Yesterday, Google's alert service let me know that a blogger had written a review of my parenting book "Bringing Up Geeks," released last summer by Penguin/Berkley. In case you haven't read it, the premise of the book is that we ought to raise geeky children for success in life, and not for popularity in the seventh grade. These goals generally are mutually exclusive.

The blogger liked my premise. She liked my acronym for "GEEKs" - Genuine, Enthusiastic, Empowered Kids. She liked my 10 foolproof rules for raising innocent, wholesome children, such as "Raise a Sheltered Kid" and "Raise a Kid Adults Like." She felt affirmed, encouraged and uplifted. All in all, a great review.

Yet I was troubled to find a paragraph in this blogger's review encouraging nonreligious readers to dismiss out of hand one aspect of my geeky parenting strategy, raising a faithful child. "Nonreligious readers should probably avoid Rule 10, because it talks about the importance of spirituality in a child's life ... and how that helps them cope with some of the stresses of being a 'geek.' "

First, it's just unsettling that a reviewer would essentially offer, "If you don't agree with something, don't read an opposing point of view." Gosh, this explains a lot about our current political environment, doesn't it?

Moreover, I'm saddened that the suggestion of raising faithful children can so easily be ignored without even considering the consequences to children.

To be clear, I don't evangelize any specific faith tradition in the book and I'm emphatic about that point. Here's what I said: "This book does not advocate a particular faith expression." Pretty straightforward, right?
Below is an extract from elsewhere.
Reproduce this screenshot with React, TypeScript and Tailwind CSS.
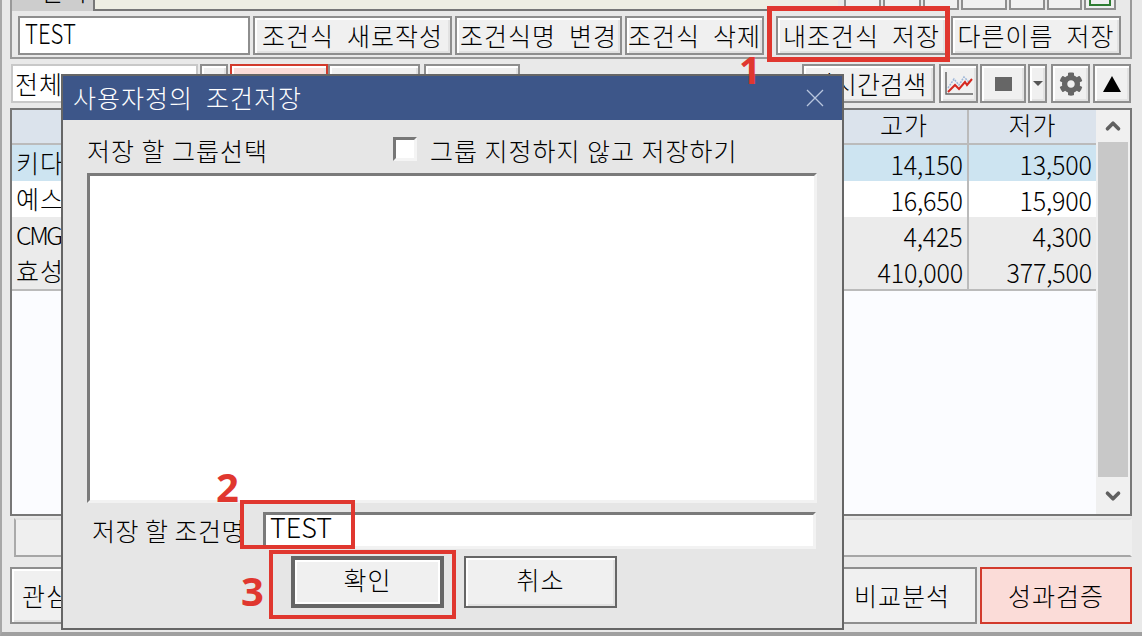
import { ChevronUp, ChevronDown } from 'lucide-react'
import { FaCog } from 'react-icons/fa'
import type { ReactNode } from 'react'

const raised = 'flex items-center justify-center border-2 border-[#8e8e8e] bg-[#f0f0f0] shadow-[inset_2px_2px_0_#fff,inset_-2px_-2px_0_#e2e2e2] text-black whitespace-pre'

const ROWS = [
  { name: '키다리', high: '14,150', low: '13,500', bg: 'bg-[#cde4f1]', nameCls: '' },
  { name: '예스코', high: '16,650', low: '15,900', bg: 'bg-white', nameCls: '' },
  { name: 'CMG제약', high: '4,425', low: '4,300', bg: 'bg-[#ebebeb]', nameCls: 'tracking-[-2.5px]' },
  { name: '효성', high: '410,000', low: '377,500', bg: 'bg-[#ebebeb]', nameCls: '' },
]

function Btn({ w, children, className = '' }: { w: string; children?: ReactNode; className?: string }) {
  return <div className={`${raised} ${w} ${className} h-full shrink-0`}>{children}</div>
}

function Num({ children }: { children: string }) {
  return <span className="inline-block origin-right scale-x-[0.93] tracking-[-0.2px] text-[27px] leading-none font-light">{children}</span>
}

function Mark({ className }: { className: string }) {
  return <div className={`absolute border-[#e0372f] ${className}`} />
}

function Dialog() {
  return (
    <div className="absolute left-[61px] top-[74px] w-[783px] h-[556px] border-2 border-[#666] bg-[#e6e6e6] flex flex-col">
      <div className="h-[44px] shrink-0 bg-[#3d5689] flex items-center justify-between pl-[10px] pr-[18px] text-white text-[25px] tracking-[1px] font-light whitespace-pre">
        <span>사용자정의  조건저장</span>
        <svg width="18" height="18" viewBox="0 0 18 18" stroke="#b9c6de" strokeWidth="1.3"><path d="M1 1l16 16M17 1L1 17" /></svg>
      </div>
      <div className="flex items-center h-[53px] shrink-0 pl-[24px] whitespace-pre text-[25px] tracking-[1px] font-light">
        <span className="w-[306px] pt-[9px]">저장 할 그룹선택</span>
        <span className="w-[24px] h-[24px] border-[3px] border-[#777] border-r-[#f4f4f4] border-b-[#f4f4f4] bg-white mr-[13px] mt-[5px]" />
        <span className="pt-[9px]">그룹 지정하지 않고 저장하기</span>
      </div>
      <div className="ml-[24px] w-[730px] h-[330px] shrink-0 bg-white border-[3px] border-[#7a7a7a] border-r-[#f2f2f2] border-b-[#f2f2f2]" />
      <div className="flex items-center mt-[9px] h-[37px] shrink-0 pl-[29px] text-[25px] tracking-[0.5px] font-light whitespace-pre">
        <span className="w-[171px] overflow-hidden">저장 할 조건명</span>
        <div className="w-[553px] h-full bg-white border-[3px] border-[#7a7a7a] border-r-[#f2f2f2] border-b-[#f2f2f2] pl-[4px] flex items-center text-[27px] leading-none tracking-[0px]">
          <span className="-mt-[9px]">TEST</span>
        </div>
      </div>
      <div className="flex mt-[7px] h-[52px] shrink-0 pl-[228px] gap-[20px] text-[25px] tracking-[1px] font-light">
        <div className="w-[153px] flex items-center justify-center border-[4px] border-[#666] bg-[#f0f0f0] shadow-[inset_2px_2px_0_#fff,inset_-2px_-2px_0_#fff]"><span className="-mt-[5px]">확인</span></div>
        <div className={`${raised} w-[153px] border-[#666]`}><span className="-mt-[5px]">취소</span></div>
      </div>
    </div>
  )
}

export default function App() {
  return (
    <div className="relative w-[1142px] h-[636px] overflow-hidden bg-[#e9e9e9] font-['Noto_Sans_CJK_KR',sans-serif] text-black text-[25px] tracking-[1px]">
      <div className="w-full h-full flex flex-col border-l-2 border-b-4 border-l-[#a8a8a8] border-b-[#a0a0a0] pl-[8px] pr-[10px]">
        {/* 조건식 패널 */}
        <div className="h-[59px] shrink-0 border-x-2 border-b-2 border-[#999] flex flex-col">
          <div className="h-[11px] flex shrink-0 overflow-hidden">
            <div className="w-[83px] bg-[#cdcdcd] border-r-2 border-[#777] flex justify-end items-end pr-[5px] overflow-hidden">
              <span className="leading-none mb-[8px] font-light">조건식</span>
            </div>
            <div className="w-[743px] bg-[#eeeee3] border-b-2 border-[#777]" />
            <div className="flex gap-[2px] ml-[6px]">
              {['w-[37px]', 'w-[38px]', 'w-[36px]', 'w-[46px]', 'w-[36px]', 'w-[35px]'].map((w, i) => (
                <div key={i} className={`${w} h-[10px] border-2 border-t-0 border-[#8e8e8e] bg-[#f0f0f0]`} />
              ))}
              <div className="w-[32px] h-[10px] border-2 border-t-0 border-[#8e8e8e] bg-[#f0f0f0] pt-0 px-[3px]">
                <div className="h-[6px] border-2 border-t-0 border-[#2e7d32]" />
              </div>
            </div>
          </div>
          <div className="flex h-[39px] mt-[5px] pl-[6px] font-light">
            <div className="w-[232px] h-full border-2 border-[#8e8e8e] bg-white pl-[5px] flex items-center text-[27px] leading-none tracking-[0px] shrink-0">
              <span className="inline-block origin-left scale-x-[0.82] -mt-[6px]">TEST</span>
            </div>
            <Btn w="w-[199px] ml-[3px]">조건식  새로작성</Btn>
            <Btn w="w-[167px] ml-[3px]">조건식명  변경</Btn>
            <Btn w="w-[139px] ml-[3px]">조건식  삭제</Btn>
            <Btn w="w-[171px] ml-[12px]">내조건식  저장</Btn>
            <Btn w="w-[170px] ml-[4px]">다른이름  저장</Btn>
          </div>
        </div>

        {/* 검색 툴바 */}
        <div className="flex h-[39px] mt-[5px] shrink-0 pl-px font-light">
          <div className="w-[187px] border-2 border-[#c8c8c8] bg-white pl-[2px] flex items-center shrink-0">전체</div>
          <Btn w="w-[28px] ml-[2px]" />
          <Btn w="w-[98px] ml-[2px] border-[#d23a2c] bg-[#fbdcd8]" />
          <Btn w="w-[92px]" />
          <Btn w="w-[96px] ml-[4px]" />
          <Btn w="w-[133px] ml-[282px] tracking-[0.2px]">실시간검색</Btn>
          <Btn w="w-[39px] ml-[4px]">
            <svg width="30" height="26" viewBox="0 0 30 26" fill="none">
              <path d="M2 1v22h27" stroke="#666" strokeWidth="1.5" />
              <path d="M4 17l6-9 5 6 5-8 6 6" stroke="#9db6d8" strokeWidth="1.5" strokeDasharray="2 1" />
              <path d="M4 21l7-7 4 4 6-7 2 3 5-6" stroke="#d6281f" strokeWidth="2" />
            </svg>
          </Btn>
          <Btn w="w-[46px] ml-[2px]"><span className="w-[17px] h-[14px] bg-[#666]" /></Btn>
          <Btn w="w-[19px] ml-[2px]"><span className="w-0 h-0 border-x-[5px] border-t-[5px] border-x-transparent border-t-[#555]" /></Btn>
          <Btn w="w-[39px] ml-[4px]"><FaCog size={24} color="#666" /></Btn>
          <Btn w="w-[38px] ml-[3px]"><span className="w-0 h-0 border-x-[9px] border-b-[16px] border-x-transparent border-b-black" /></Btn>
        </div>

        {/* 종목 테이블 */}
        <div className="flex h-[408px] mt-[5px] shrink-0 border-2 border-[#777] bg-[#fbfcff]">
          <div className="flex-1 flex flex-col min-w-0">
            <div className="flex h-[35px] shrink-0 bg-[#dbe3ec] border-b-2 border-[#bbb] font-light">
              <div className="flex-1" />
              <div className="w-[128px] flex items-center justify-center border-l-2 border-[#bbb]"><span className="-mt-[3px]">고가</span></div>
              <div className="w-[129px] flex items-center justify-center border-l-2 border-[#bbb]"><span className="-mt-[3px]">저가</span></div>
            </div>
            <div className="flex flex-col border-b-2 border-[#bbb]">
              {ROWS.map((r) => (
                <div key={r.name} className={`flex h-[36px] ${r.bg} font-light`}>
                  <div className={`flex-1 flex items-center pl-[4px] whitespace-pre ${r.nameCls}`}>{r.name}</div>
                  <div className="w-[128px] flex items-center justify-end pr-[4px] border-l-2 border-[#bbb]"><Num>{r.high}</Num></div>
                  <div className="w-[129px] flex items-center justify-end pr-[4px] border-l-2 border-[#bbb]"><Num>{r.low}</Num></div>
                </div>
              ))}
            </div>
          </div>
          <div className="w-[34px] shrink-0 flex flex-col bg-[#f0f0f0] px-[2px]">
            <div className="h-[32px] shrink-0 flex items-center justify-center"><ChevronUp size={22} strokeWidth={4} color="#606060" /></div>
            <div className="h-[335px] shrink-0 bg-[#c8c8c8]" />
            <div className="flex-1 flex items-center justify-center"><ChevronDown size={22} strokeWidth={4} color="#606060" /></div>
          </div>
        </div>

        {/* 상태줄 */}
        <div className="h-[39px] mt-[2px] mx-[4px] shrink-0 bg-[#efefef] border-2 border-[#efefef] border-l-[#aaa] border-t-[#e2e2e2] border-b-[#a6a6a6] mr-0" />

        {/* 하단 버튼 */}
        <div className="flex h-[57px] mt-[10px] shrink-0 font-light">
          <Btn w="w-[60px] pl-[10px] justify-start!">관심</Btn>
          <div className="flex-1" />
          <Btn w="w-[140px] pr-[10px] border-[#1c4fb5] bg-[#cfe5f5] shadow-none">비교분석</Btn>
          <Btn w="w-[152px] ml-[3px] border-[#d23a2c] bg-[#fbdcd8] shadow-none">성과검증</Btn>
        </div>
      </div>

      <Dialog />

      {/* 빨간 안내 표시 */}
      <Mark className="left-[767px] top-[6px] w-[183px] h-[56px] border-[5px]" />
      <Mark className="left-[240px] top-[500px] w-[115px] h-[49px] border-[4px]" />
      <Mark className="left-[269px] top-[550px] w-[187px] h-[69px] border-[4px]" />
      <span className="absolute left-[739px] top-[50px] text-[38px] tracking-normal leading-none font-bold text-[#e0372f] font-['Open_Sans',sans-serif]">1</span>
      <span className="absolute left-[216px] top-[467px] text-[40px] tracking-normal leading-none font-bold text-[#e0372f] font-['Open_Sans',sans-serif]">2</span>
      <span className="absolute left-[241px] top-[571px] text-[40px] tracking-normal leading-none font-bold text-[#e0372f] font-['Open_Sans',sans-serif]">3</span>
    </div>
  )
}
Rather, my premise is that all the best research confirms that children are spiritual by nature - they crave answers about God and about the universe (How did God make mosquitoes? Why did God make my little brother?) - and they are naturally open to teaching about religion and spirituality.

In his seminal book "The Spiritual Life of Children," Dr. Robert Coles, a child psychiatrist and a Harvard professor, concluded that his life's work helped him to "see children as seekers, as young pilgrims well aware that life is a finite journey and as anxious to make sense of it as those of us who are farther along in the time allotted us." Dr. Coles concluded that soul-searching and a sense of spirituality exist from a young age in virtually everyone.

Equally important, research about children definitively states that those raised in households where a religious practice is present are more successful in several measurable ways, including school performance, self-discipline and avoiding high-risk behaviors such as drinking, drug use and premature sexuality.

Of course, that's not a reason to practice a religion. We engage in a religious practice because doing so reflects our beliefs and values about God and our relationship to a Supreme Being as we understand Him. To ignore the spiritual development of our children seems to say, "Sorry kid, I'm just not interested in promoting that aspect of your personhood."

All I said in my book is that parents - the vast majority of whom claim to believe in God - should know what they believe about Him, understand their beliefs well enough to teach them to their own children, and then do so. It's simply another aspect of child development that helps to nurture the whole person and offers deeper meaning to life in a world that often seems shallow and superficial.

I wish that reviewer had said this: Nonreligious readers will be challenged by a chapter that asks them to reconsider the spiritual needs of their children but, then again, something so important is worth revisiting from time to time.